On a recent TV review on NDTV India, Virkam Chandra and his colleague commented that the Safari Browser in the iPhone was implemented in a revolutionary manner with pinch zooming and crisp rendition. They however felt that the lack of copy paste was a serious ommision- perhaps a lapse on Apple’s part.

Well folks, as it turns out most webpages are as such copyrighted material and owned by the site creator or licensed from another source. Not having copy-paste should have been a natural implementation on the early web days- to encourage more serious econtent which is not dependent on ads or sponsors. Then ebooks publishers and independent authors can consider the web as a serious medium for content and charge even nominal fees- per view/reading or annual subscription.

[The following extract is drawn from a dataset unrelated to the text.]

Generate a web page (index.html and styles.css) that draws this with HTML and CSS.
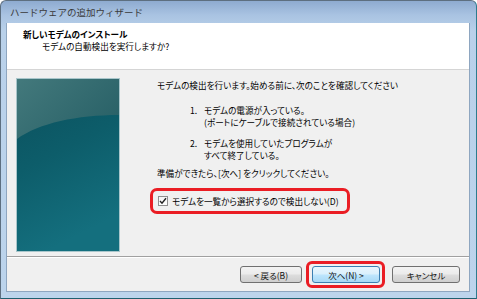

(The fact that a travel publisher such as Lonely Planet still prefers to look at the print medium – even though loads of books and tons of text have to be re-printed every other year for each destination, is an indicator that content sharing failed on the web. Lonely Planet should have benefited immensely from the web in the past decade- in theory – since they are a text based publisher with emphasis on little details or simple maps for every other area of a town. A hypelink and search approach should have enabled them to focus on their job of creating guides rather than estimating stock to print. But so far content can be lifted off from webpages, even after initial payment. So neither the publisher is interested in serious content creation, nor do readers get reliable e-content at affordable prices)

I have not yet put my hands on an iPhone but I hope this paves the way for e-books and audio books. Those who wish to publish free info can then find a way to release the data and allow download or copy-paste.

The iPhone is doing many things right, which the net could not earlier on. This product promises to be a content-platform for sure, hopefully.